#### Provided records ####

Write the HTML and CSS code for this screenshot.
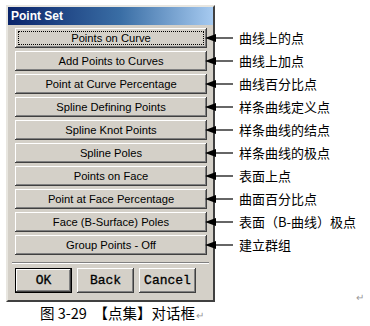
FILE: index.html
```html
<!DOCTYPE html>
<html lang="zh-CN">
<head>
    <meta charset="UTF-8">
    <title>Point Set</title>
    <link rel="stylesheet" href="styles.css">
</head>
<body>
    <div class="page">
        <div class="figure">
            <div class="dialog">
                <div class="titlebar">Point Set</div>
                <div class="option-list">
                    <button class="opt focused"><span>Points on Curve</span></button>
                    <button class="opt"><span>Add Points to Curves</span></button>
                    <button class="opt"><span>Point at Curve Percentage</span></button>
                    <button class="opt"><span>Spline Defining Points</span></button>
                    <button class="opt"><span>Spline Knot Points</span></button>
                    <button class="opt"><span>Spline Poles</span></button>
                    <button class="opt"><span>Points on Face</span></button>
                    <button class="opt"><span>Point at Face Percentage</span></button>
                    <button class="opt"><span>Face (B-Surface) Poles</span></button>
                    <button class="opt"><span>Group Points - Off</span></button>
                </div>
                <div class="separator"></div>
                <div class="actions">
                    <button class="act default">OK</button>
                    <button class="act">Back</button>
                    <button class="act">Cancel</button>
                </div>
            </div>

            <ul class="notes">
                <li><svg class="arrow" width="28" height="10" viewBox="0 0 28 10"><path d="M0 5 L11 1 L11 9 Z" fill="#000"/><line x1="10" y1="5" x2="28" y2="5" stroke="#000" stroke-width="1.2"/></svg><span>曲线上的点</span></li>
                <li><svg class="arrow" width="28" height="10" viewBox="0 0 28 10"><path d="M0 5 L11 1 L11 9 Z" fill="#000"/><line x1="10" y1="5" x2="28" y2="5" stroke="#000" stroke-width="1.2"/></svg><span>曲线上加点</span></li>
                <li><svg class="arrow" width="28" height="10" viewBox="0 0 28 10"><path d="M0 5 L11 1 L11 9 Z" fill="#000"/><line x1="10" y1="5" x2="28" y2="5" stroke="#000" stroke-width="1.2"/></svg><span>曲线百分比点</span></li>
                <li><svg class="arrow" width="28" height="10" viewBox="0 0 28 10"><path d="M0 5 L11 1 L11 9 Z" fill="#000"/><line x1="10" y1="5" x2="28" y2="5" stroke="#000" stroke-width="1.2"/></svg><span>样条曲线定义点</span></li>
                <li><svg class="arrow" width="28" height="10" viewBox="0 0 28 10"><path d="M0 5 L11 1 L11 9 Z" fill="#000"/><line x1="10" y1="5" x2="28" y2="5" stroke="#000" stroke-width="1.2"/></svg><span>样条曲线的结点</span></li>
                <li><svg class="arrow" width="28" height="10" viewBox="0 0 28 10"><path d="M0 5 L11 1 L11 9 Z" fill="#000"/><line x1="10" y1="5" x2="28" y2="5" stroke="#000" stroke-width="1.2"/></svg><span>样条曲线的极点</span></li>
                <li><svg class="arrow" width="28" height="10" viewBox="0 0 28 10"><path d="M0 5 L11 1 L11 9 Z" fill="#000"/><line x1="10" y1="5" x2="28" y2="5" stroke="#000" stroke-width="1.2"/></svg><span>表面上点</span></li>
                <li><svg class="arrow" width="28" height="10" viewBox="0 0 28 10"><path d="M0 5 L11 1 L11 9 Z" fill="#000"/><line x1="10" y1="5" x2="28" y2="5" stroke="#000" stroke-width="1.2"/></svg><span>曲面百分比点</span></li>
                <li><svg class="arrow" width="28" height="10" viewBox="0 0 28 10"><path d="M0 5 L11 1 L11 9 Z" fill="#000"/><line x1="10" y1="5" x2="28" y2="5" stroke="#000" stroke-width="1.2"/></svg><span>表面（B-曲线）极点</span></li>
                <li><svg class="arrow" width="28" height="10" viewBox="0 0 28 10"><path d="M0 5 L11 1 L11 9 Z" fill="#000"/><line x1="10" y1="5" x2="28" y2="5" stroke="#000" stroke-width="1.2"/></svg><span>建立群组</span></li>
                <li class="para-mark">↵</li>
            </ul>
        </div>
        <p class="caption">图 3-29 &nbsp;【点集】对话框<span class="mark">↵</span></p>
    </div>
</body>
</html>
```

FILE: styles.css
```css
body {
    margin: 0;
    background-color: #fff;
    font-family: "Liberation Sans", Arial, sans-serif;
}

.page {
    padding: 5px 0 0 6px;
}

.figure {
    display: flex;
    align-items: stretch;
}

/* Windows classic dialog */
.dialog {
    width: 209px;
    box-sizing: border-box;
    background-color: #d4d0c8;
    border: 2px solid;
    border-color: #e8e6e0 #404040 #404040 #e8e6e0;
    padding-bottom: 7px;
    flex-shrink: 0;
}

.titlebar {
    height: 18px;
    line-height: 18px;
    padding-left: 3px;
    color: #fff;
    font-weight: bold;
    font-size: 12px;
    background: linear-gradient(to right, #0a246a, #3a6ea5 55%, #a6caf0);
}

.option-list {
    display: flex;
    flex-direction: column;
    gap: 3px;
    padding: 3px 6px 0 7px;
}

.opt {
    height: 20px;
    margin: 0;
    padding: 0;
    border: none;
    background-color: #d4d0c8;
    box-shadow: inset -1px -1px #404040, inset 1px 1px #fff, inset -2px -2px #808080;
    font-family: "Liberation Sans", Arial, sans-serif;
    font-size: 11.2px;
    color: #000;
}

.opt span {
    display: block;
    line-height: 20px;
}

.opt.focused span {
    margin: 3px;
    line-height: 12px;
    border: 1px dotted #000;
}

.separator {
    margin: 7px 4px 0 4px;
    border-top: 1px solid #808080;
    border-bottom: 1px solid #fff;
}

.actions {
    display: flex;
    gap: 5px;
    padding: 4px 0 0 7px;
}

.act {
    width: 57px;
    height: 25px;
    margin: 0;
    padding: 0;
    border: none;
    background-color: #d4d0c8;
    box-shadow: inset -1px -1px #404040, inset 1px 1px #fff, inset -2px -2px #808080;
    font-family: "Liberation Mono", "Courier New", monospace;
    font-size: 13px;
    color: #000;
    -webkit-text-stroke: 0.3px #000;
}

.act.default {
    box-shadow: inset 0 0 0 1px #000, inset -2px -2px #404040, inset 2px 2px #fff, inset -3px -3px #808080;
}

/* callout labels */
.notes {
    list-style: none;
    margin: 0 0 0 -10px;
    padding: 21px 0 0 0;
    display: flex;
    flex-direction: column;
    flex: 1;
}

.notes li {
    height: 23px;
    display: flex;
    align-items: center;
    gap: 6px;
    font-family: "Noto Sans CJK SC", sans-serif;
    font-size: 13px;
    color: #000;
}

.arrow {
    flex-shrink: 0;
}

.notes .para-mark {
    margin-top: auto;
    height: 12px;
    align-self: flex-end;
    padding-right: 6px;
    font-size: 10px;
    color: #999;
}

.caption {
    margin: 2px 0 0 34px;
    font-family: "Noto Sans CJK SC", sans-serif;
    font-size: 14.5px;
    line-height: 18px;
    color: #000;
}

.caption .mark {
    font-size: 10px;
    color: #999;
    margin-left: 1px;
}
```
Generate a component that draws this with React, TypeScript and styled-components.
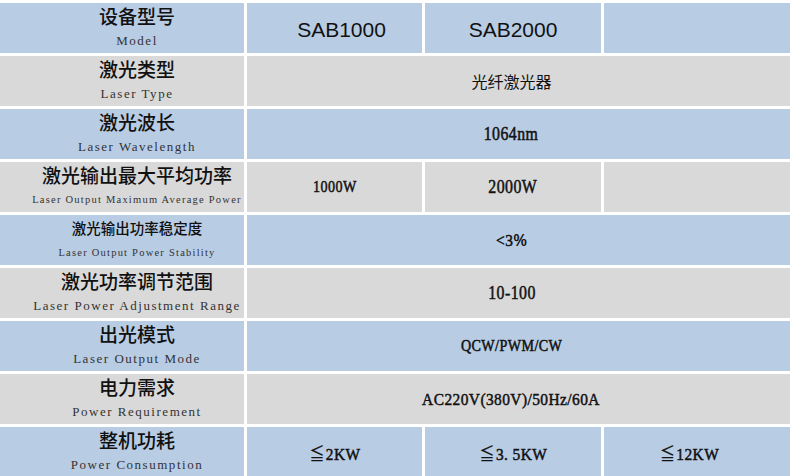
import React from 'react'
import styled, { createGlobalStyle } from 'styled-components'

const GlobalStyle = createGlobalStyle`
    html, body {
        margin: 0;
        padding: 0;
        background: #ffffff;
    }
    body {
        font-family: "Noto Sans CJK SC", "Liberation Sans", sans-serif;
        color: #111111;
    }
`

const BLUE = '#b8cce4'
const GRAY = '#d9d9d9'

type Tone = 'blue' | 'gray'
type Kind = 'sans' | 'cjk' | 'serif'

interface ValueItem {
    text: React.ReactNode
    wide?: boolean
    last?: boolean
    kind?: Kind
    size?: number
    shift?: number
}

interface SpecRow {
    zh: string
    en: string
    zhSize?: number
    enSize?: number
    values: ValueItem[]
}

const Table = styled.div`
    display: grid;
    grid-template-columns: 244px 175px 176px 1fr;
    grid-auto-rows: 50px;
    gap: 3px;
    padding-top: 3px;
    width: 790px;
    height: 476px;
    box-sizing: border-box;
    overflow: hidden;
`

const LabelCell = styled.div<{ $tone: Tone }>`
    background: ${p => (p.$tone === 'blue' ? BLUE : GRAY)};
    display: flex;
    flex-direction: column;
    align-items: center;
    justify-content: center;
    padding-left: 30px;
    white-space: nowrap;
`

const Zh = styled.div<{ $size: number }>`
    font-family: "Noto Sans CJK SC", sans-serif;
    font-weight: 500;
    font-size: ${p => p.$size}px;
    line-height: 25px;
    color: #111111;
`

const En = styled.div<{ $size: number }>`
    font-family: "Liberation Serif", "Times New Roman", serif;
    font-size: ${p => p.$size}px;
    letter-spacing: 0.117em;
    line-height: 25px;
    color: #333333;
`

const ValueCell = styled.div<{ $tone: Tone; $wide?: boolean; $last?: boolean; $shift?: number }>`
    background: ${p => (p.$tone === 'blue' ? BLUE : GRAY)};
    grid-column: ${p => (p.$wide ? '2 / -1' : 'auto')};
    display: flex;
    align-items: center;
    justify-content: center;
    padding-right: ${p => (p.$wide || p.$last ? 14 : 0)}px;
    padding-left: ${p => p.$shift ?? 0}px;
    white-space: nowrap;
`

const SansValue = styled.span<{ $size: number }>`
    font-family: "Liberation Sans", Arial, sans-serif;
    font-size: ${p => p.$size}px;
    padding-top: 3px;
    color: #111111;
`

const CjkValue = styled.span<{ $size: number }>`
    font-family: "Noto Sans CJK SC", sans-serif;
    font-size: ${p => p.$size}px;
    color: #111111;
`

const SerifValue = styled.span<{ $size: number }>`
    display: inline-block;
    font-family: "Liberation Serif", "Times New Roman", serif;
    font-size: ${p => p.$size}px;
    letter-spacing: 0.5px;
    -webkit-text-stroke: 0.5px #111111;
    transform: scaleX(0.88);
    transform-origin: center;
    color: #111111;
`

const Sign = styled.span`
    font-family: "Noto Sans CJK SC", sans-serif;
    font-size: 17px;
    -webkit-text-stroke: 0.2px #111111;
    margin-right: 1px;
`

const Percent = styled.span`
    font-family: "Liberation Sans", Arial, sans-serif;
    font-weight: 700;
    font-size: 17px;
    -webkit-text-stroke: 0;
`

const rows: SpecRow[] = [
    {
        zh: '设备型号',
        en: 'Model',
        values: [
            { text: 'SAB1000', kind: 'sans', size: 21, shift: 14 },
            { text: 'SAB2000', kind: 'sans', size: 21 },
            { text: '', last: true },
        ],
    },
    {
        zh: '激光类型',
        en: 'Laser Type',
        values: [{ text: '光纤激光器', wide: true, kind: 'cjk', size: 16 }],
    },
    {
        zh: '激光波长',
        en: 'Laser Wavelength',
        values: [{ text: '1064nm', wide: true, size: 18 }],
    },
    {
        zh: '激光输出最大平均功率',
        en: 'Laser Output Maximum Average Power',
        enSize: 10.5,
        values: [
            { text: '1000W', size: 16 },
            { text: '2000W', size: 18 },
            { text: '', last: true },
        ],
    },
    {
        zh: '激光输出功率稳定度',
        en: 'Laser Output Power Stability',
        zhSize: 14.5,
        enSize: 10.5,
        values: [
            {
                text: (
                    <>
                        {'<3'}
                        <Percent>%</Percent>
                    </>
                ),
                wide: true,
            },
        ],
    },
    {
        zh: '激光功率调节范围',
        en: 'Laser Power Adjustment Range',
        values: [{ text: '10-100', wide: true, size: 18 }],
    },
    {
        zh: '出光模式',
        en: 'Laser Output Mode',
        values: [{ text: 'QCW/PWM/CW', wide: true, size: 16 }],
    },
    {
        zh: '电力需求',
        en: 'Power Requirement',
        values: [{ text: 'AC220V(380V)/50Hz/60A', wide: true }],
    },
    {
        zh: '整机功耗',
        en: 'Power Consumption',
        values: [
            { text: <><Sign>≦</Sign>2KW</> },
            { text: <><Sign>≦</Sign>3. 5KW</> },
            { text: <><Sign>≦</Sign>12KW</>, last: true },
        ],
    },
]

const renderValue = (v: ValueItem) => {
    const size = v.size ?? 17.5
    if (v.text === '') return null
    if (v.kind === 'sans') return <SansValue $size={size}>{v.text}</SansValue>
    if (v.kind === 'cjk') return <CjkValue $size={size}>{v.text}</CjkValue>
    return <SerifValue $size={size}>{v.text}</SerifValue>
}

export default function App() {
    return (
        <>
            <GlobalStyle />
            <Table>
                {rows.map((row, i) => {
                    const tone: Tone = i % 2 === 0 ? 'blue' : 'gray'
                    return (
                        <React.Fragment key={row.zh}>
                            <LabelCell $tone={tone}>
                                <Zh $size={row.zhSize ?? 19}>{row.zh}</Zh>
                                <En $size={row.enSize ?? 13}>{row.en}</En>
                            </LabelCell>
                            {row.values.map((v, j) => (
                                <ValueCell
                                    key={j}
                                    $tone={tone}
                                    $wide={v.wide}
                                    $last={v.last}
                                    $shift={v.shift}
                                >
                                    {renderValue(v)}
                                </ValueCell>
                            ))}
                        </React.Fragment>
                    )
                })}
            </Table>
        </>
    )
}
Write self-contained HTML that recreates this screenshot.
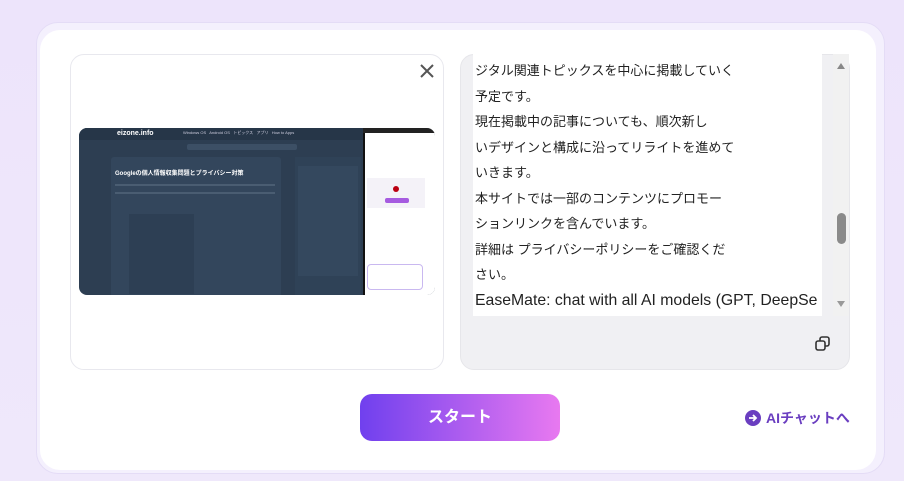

####

Written task = Go through the records and gather the lines that hold "React".

Answer for the task =
Generate a component that draws this with React, TypeScript and styled-components.
import React from 'react'
    text: React.ReactNode
                        <React.Fragment key={row.zh}>
                        </React.Fragment>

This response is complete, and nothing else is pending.